SM41A-04 0830h POSTER

Interplanetary Features of May 2-7, 1998, and Aspects of Their Effects on the Magnetosphere

C. Cocheci1
C. Farrugia1 (; V. Jordanova1; R. Arnoldy1; L F Burlaga2; K. Ogilvie 2; R. Lepping2; J. Scudder3; M. Freeman4; M. Thomsen5; G. Reeves5; G. Rostoker6

1University of New Hampshire, Durham, NH 03824, United States
2NASA/Goddard Space Flight Center, Greenbelt, MD 20771, United States
3University of Iowa, Iowa City, IA 52240, United States
4British Antartic Survey, Cambridge, CB3 OET, United Kingdom
5Los Alamos National Laboratory, Los Alamos, NM 87545, United States
6University of Alberta, Edmonton,
   AB T6G 2JI, Canada

When the corotating stream on May 4, 1998, reached Earth, an unprecedentedly high and short-lived powering of the magnetosphere took place. Three episodes of this stream were observed by WIND at a separation of about 25 days two of which were fairly innocuous, causing, e.g., weak ring current enhancements and moderate and short-lived Kp activity. The May 4 edition, however, caused the largest geomagnetic storm seen in the last 4 years (Dst less than -200 nT) and a Kp index which peaked at 8. On May 4, the leading edge of the stream reached 900 km/s, compared to 650 km/s and 550 km/s in its two later apparitions on May 29 and June 24. Behind the stream, the interplanetary magnetic field increased to 40 nT and the GSM By and Bz components were -25 nT and -30 nT, respectively. The electromagnetic energy deposited into the magnetosphere in just 2.5 hours was 7.2 mJ/m which may be compared with that deposited during 2 days when the magnetic cloud of October 1995 (itself the strongest event during the last solar minimum), and its trailing corotating stream passed Earth (5.0 mJ/m2). The May 4, 1998 stream may have interacted with a solar ejecta preceding it.
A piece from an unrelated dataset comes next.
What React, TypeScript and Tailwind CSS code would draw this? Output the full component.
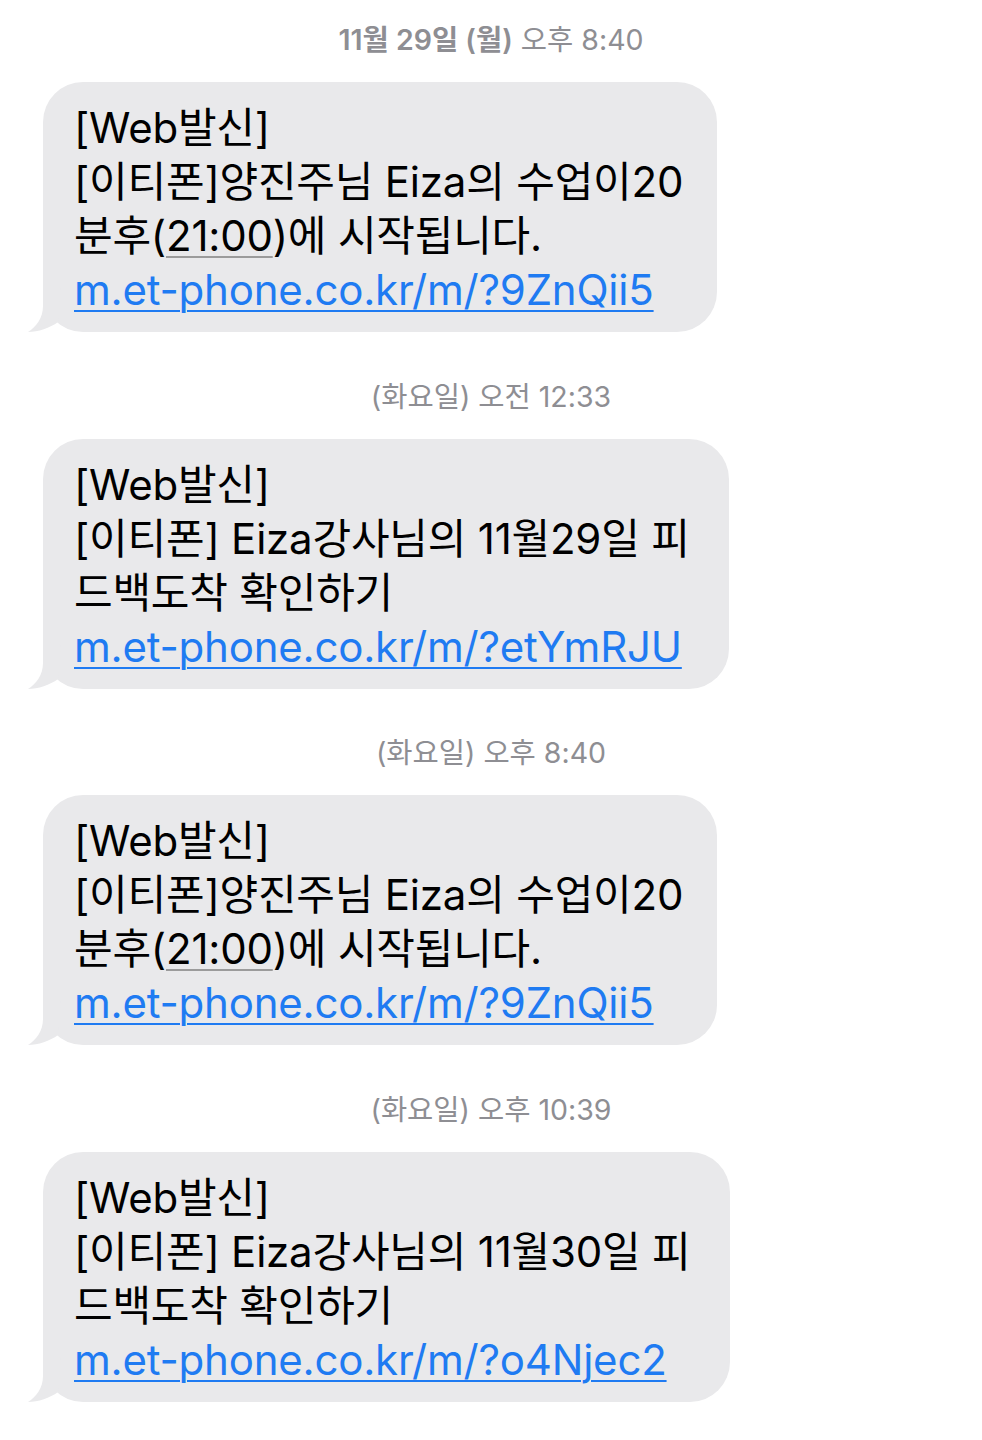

This ejecta, gave rise to 2 days of average Dst of-100 nT and a sustained Kp index of ~6, but the energy input due to the 3-hour burst of high speed and compressed magnetic field exceeded that of the ejects by far and intensified the Dst activity from -100 nT to -200 nT. In our study of aspects Of the geomagnetic response in the period May 2-7, 1998, we (a) compare the powering of the magnetosphere during this event with that of other large events; (b) simulate the temporal variation of the Dst index; (c) study ground magnetograms, using a network of stations covering a wide range of magnetic latitudes and all local times; (d) describe magnetopause motions using a moddel based on Shue, et al. [1998]; and (e) discuss POLAR/HYDRA particle observations of polar cap precipitation.